GIVEN TASK: Lines containing the word "this" should be extracted in full.

Collected data entries:
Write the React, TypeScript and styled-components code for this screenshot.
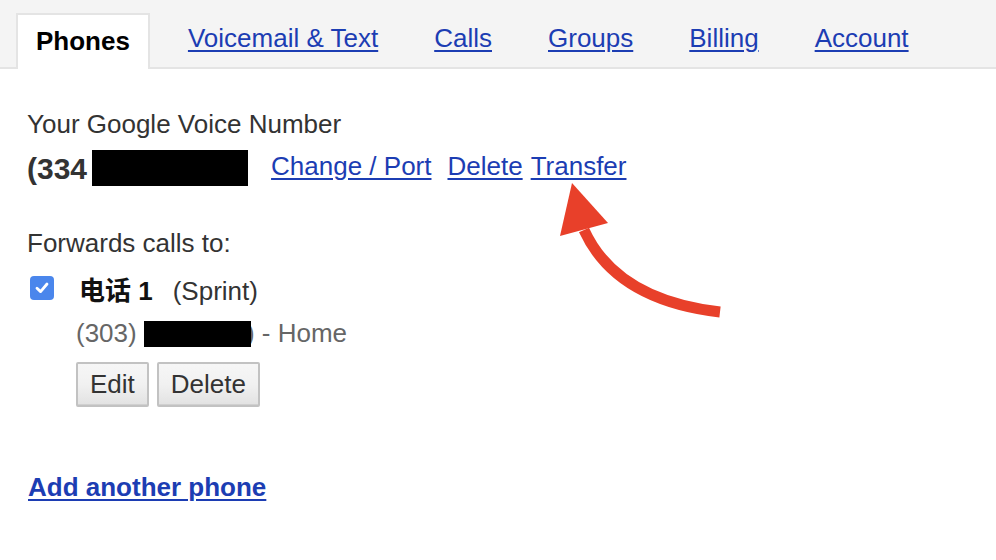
import React from "react";
import styled, { createGlobalStyle } from "styled-components";

const Global = createGlobalStyle`
  html, body { margin: 0; padding: 0; background: #fff; }
  body {
    font-family: "Liberation Sans", Arial, "Noto Sans CJK SC", sans-serif;
    font-size: 26px;
    color: #333;
  }
`;

const Page = styled.div`
  position: relative;
  width: 996px;
  height: 560px;
  overflow: hidden;
`;

const TabBar = styled.nav`
  display: flex;
  align-items: flex-start;
  box-sizing: border-box;
  height: 69px;
  padding-left: 16px;
  background: #f4f4f4;
  border-bottom: 2px solid #e4e4e4;
`;

const ActiveTab = styled.div`
  box-sizing: border-box;
  margin-top: 13px;
  height: 56px;
  padding: 14px 18px 0 18px;
  background: #fff;
  border: 2px solid #e4e4e4;
  border-bottom: none;
  font-weight: bold;
  color: #000;
  line-height: 25px;
`;

const TabLink = styled.a<{ $first?: boolean }>`
  margin-top: 26px;
  margin-left: ${(p) => (p.$first ? "38px" : "56px")};
  line-height: 25px;
  color: #1c3db3;
  text-decoration: underline;
  text-underline-offset: 3px;
  cursor: pointer;
`;

const Content = styled.main`
  padding-left: 27px;
`;

const Label = styled.div<{ $top: number }>`
  margin-top: ${(p) => p.$top}px;
  line-height: 25px;
  color: #333;
`;

const NumberRow = styled.div`
  display: flex;
  align-items: center;
  height: 36px;
  margin-top: 13px;
  line-height: 25px;
  white-space: nowrap;
`;

const BigNumber = styled.span`
  font-size: 30px;
  font-weight: bold;
  color: #333;
`;

const Redact = styled.span<{ $w: number; $h: number; $left?: number; $right?: number }>`
  position: relative;
  z-index: 1;
  display: inline-block;
  width: ${(p) => p.$w}px;
  height: ${(p) => p.$h}px;
  margin-left: ${(p) => p.$left ?? 0}px;
  margin-right: ${(p) => p.$right ?? 0}px;
  background: #000;
  vertical-align: -5px;
`;

const ActionLink = styled.a<{ $gap: number }>`
  margin-left: ${(p) => p.$gap}px;
  margin-bottom: 4px;
  color: #1c3db3;
  text-decoration: underline;
  text-underline-offset: 3px;
  cursor: pointer;
`;

const PhoneRow = styled.div`
  display: flex;
  align-items: flex-start;
  margin-top: 23px;
  line-height: 25px;
`;

const Check = styled.span`
  display: inline-flex;
  align-items: center;
  justify-content: center;
  box-sizing: border-box;
  width: 24px;
  height: 24px;
  margin-top: -3px;
  margin-left: 3px;
  border-radius: 4px;
  background: #4a86ec;
`;

const PhoneName = styled.span`
  margin-left: 25px;
  font-weight: bold;
  color: #111;
`;

const Carrier = styled.span`
  margin-left: 20px;
  color: #333;
`;

const Details = styled.div`
  margin-top: 17px;
  padding-left: 49px;
  line-height: 25px;
  color: #666;
  white-space: nowrap;
`;

const ButtonRow = styled.div`
  display: flex;
  gap: 8px;
  margin-top: 15px;
  padding-left: 49px;
`;

const Button = styled.button`
  box-sizing: border-box;
  height: 45px;
  padding: 0 12px;
  font-family: inherit;
  font-size: 26px;
  color: #333;
  background: linear-gradient(#f6f6f6, #f1f1f1 50%, #e2e2e2);
  border: 2px solid #c2c2c2;
  border-radius: 2px;
  box-shadow: inset 0 -1px 0 #d0d0d0;
`;

const AddLink = styled.a`
  display: inline-block;
  margin-top: 68px;
  margin-left: 1px;
  line-height: 25px;
  font-weight: bold;
  color: #1c3db3;
  text-decoration: underline;
  text-underline-offset: 3px;
  cursor: pointer;
`;

const Arrow = styled.svg`
  position: absolute;
  left: 0;
  top: 0;
  pointer-events: none;
`;

export default function App() {
  return (
    <Page>
      <Global />
      <TabBar>
        <ActiveTab>Phones</ActiveTab>
        <TabLink $first>Voicemail &amp; Text</TabLink>
        <TabLink>Calls</TabLink>
        <TabLink>Groups</TabLink>
        <TabLink>Billing</TabLink>
        <TabLink>Account</TabLink>
      </TabBar>
      <Content>
        <Label $top={43}>Your Google Voice Number</Label>
        <NumberRow>
          <BigNumber>(334</BigNumber>
          <Redact $w={156} $h={36} $left={5} />
          <ActionLink $gap={23}>Change / Port</ActionLink>
          <ActionLink $gap={16}>Delete</ActionLink>
          <ActionLink $gap={8}>Transfer</ActionLink>
        </NumberRow>
        <Label $top={45}>Forwards calls to:</Label>
        <PhoneRow>
          <Check>
            <svg width="16" height="16" viewBox="0 0 16 16">
              <path d="M3 8.3 L6.6 11.6 L13 4" fill="none" stroke="#fff" strokeWidth="2.8" strokeLinecap="round" strokeLinejoin="round" />
            </svg>
          </Check>
          <PhoneName>电话 1</PhoneName>
          <Carrier>(Sprint)</Carrier>
        </PhoneRow>
        <Details>
          (303) <Redact $w={107} $h={26} $right={-5} />) - Home
        </Details>
        <ButtonRow>
          <Button>Edit</Button>
          <Button>Delete</Button>
        </ButtonRow>
        <AddLink>Add another phone</AddLink>
      </Content>
      <Arrow width="996" height="560" viewBox="0 0 996 560">
        <path d="M584 230 Q616 300 720 312" fill="none" stroke="#e8402a" strokeWidth="11" />
        <polygon points="572,183 560,236 608,223" fill="#e8402a" />
      </Arrow>
    </Page>
  );
}
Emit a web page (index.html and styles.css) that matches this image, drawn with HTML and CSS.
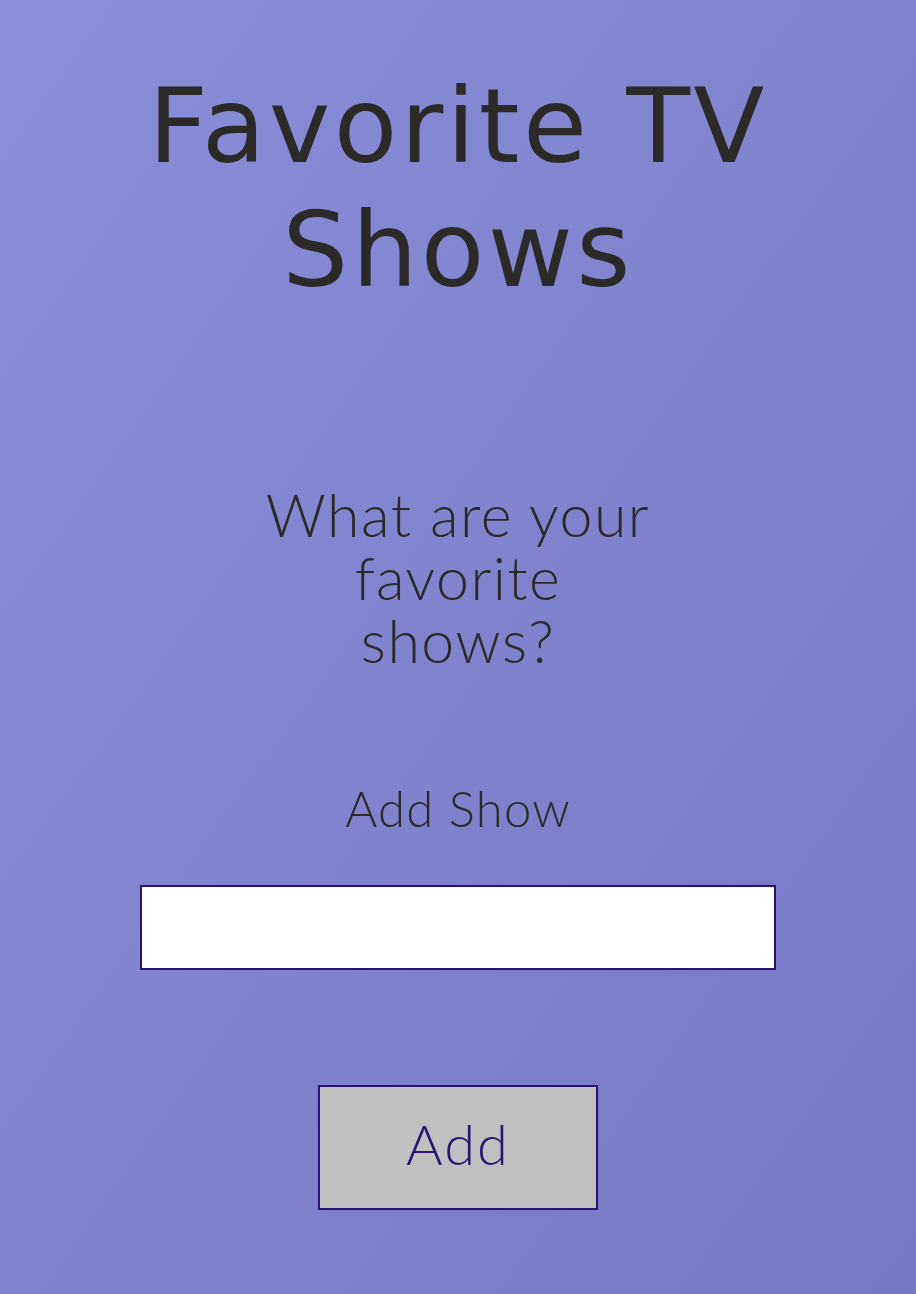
FILE: index.html
```
<!DOCTYPE html>
<html lang="en">
<head>
<meta charset="utf-8">
<title>Favorite TV Shows</title>
<link rel="stylesheet" href="styles.css">
</head>
<body>
<main class="page">
  <h1 class="title">Favorite TV Shows</h1>
  <h2 class="question">What are your favorite shows?</h2>
  <form class="show-form">
    <label class="label" for="show">Add Show</label>
    <input class="show-input" id="show" type="text">
    <button class="add-btn" type="button">Add</button>
  </form>
</main>
</body>
</html>
```
FILE: styles.css
```
html, body {
  margin: 0;
  padding: 0;
  height: 100%;
}
body {
  background: linear-gradient(to bottom right, #8a8fd9, #7777c3);
  color: #2c2a29;
  font-family: "Lato", "Liberation Sans", sans-serif;
}
.page {
  display: flex;
  flex-direction: column;
  align-items: center;
  padding-top: 64px;
}
.title {
  margin: 0;
  width: 700px;
  text-align: center;
  font-family: "DejaVu Sans", sans-serif;
  font-weight: normal;
  font-size: 104px;
  line-height: 124px;
  letter-spacing: 3.3px;
}
.question {
  margin: 171px 0 0;
  width: 400px;
  text-align: center;
  font-weight: 300;
  font-size: 59px;
  line-height: 63px;
  letter-spacing: 1.5px;
}
.show-form {
  display: flex;
  flex-direction: column;
  align-items: center;
  margin-top: 107px;
}
.label {
  font-weight: 300;
  font-size: 49px;
  line-height: 58px;
  letter-spacing: 1.2px;
}
.show-input {
  box-sizing: border-box;
  margin-top: 48px;
  width: 636px;
  height: 85px;
  border: 2px solid #2b1173;
  background: #fff;
  border-radius: 0;
  outline: none;
  font-size: 30px;
}
.add-btn {
  box-sizing: border-box;
  margin-top: 115px;
  width: 280px;
  height: 125px;
  border: 2px solid #2b1173;
  background: #c0c0c0;
  border-radius: 0;
  color: #2e1470;
  font-family: "Lato", sans-serif;
  font-weight: 300;
  font-size: 56px;
  letter-spacing: 2px;
  padding: 0 0 8px;
}
```
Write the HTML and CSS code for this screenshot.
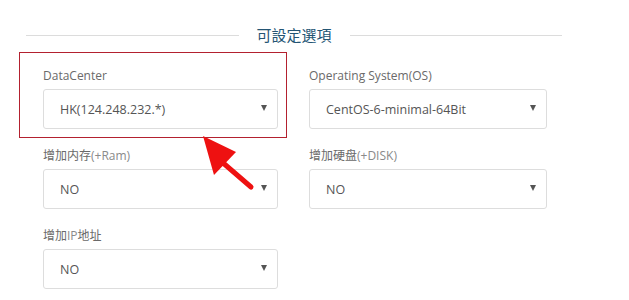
FILE: index.html
```html
<!DOCTYPE html>
<html lang="zh">
<head>
    <meta charset="UTF-8">
    <meta name="viewport" content="width=device-width, initial-scale=1.0">
    <title>可設定選項</title>
    <link rel="stylesheet" href="styles.css">
</head>
<body>
    <div class="options-panel">
        <div class="section-title"><span>可設定選項</span></div>

        <div class="options-grid">
            <div class="field">
                <label>DataCenter</label>
                <div class="select-box">
                    <span>HK(124.248.232.*)</span>
                    <i class="caret"></i>
                </div>
            </div>
            <div class="field">
                <label>Operating System(OS)</label>
                <div class="select-box">
                    <span>CentOS-6-minimal-64Bit</span>
                    <i class="caret"></i>
                </div>
            </div>
            <div class="field">
                <label>增加内存<small>(+Ram)</small></label>
                <div class="select-box">
                    <span>NO</span>
                    <i class="caret"></i>
                </div>
            </div>
            <div class="field">
                <label>增加硬盘<small>(+DISK)</small></label>
                <div class="select-box">
                    <span>NO</span>
                    <i class="caret"></i>
                </div>
            </div>
            <div class="field">
                <label>增加<small>IP</small>地址</label>
                <div class="select-box">
                    <span>NO</span>
                    <i class="caret"></i>
                </div>
            </div>
        </div>
    </div>

    <!-- screenshot annotation: highlight box + arrow -->
    <div class="highlight-box"></div>
    <svg class="pointer-arrow" width="629" height="300" viewBox="0 0 629 300">
        <line x1="251" y1="187" x2="222" y2="162" stroke="#ee1111" stroke-width="5" stroke-linecap="round"/>
        <polygon points="203,136 236,152 214,175" fill="#ee1111"/>
    </svg>
</body>
</html>
```

FILE: styles.css
```css
* {
    margin: 0;
    padding: 0;
    box-sizing: border-box;
}

body {
    background: #fff;
    font-family: 'Open Sans', 'Noto Sans CJK SC', sans-serif;
    overflow: hidden;
}

.options-panel {
    width: 536px;
    margin-left: 26px;
    padding-top: 24px;
}

.section-title {
    display: flex;
    align-items: center;
    height: 22px;
    margin-bottom: 21px;
}

.section-title::before,
.section-title::after {
    content: '';
    flex: 1;
    border-top: 1px solid #dcdcdc;
}

.section-title span {
    padding: 0 18px;
    font-family: 'Noto Sans CJK TC', sans-serif;
    font-size: 15px;
    line-height: 22px;
    color: #245574;
}

.options-grid {
    display: grid;
    grid-template-columns: 235px 238px;
    column-gap: 31px;
    row-gap: 18px;
    padding-left: 17px;
}

.field label {
    display: block;
    font-size: 12px;
    line-height: 18px;
    color: #6a6a6a;
    margin-bottom: 4px;
}

.field label small {
    font-size: 12px;
    color: #8a8a8a;
}

.select-box {
    display: flex;
    align-items: center;
    justify-content: space-between;
    height: 40px;
    padding: 0 10px 0 16px;
    border: 1px solid #ddd;
    border-radius: 3px;
    font-size: 12.5px;
    color: #555;
}

.caret {
    width: 0;
    height: 0;
    border-left: 3.5px solid transparent;
    border-right: 3.5px solid transparent;
    border-top: 6px solid #555;
    margin-top: -3px;
}

.highlight-box {
    position: absolute;
    left: 19px;
    top: 52px;
    width: 268px;
    height: 86px;
    border: 1px solid #b3212f;
    pointer-events: none;
}

.pointer-arrow {
    position: absolute;
    left: 0;
    top: 0;
    pointer-events: none;
}
```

COMPLETED TASK:
Write the React, TypeScript and styled-components code for this screenshot.
Emit a web page (index.html and styles.css) that matches this image, drawn with HTML and CSS.
Write the HTML and CSS code for this screenshot.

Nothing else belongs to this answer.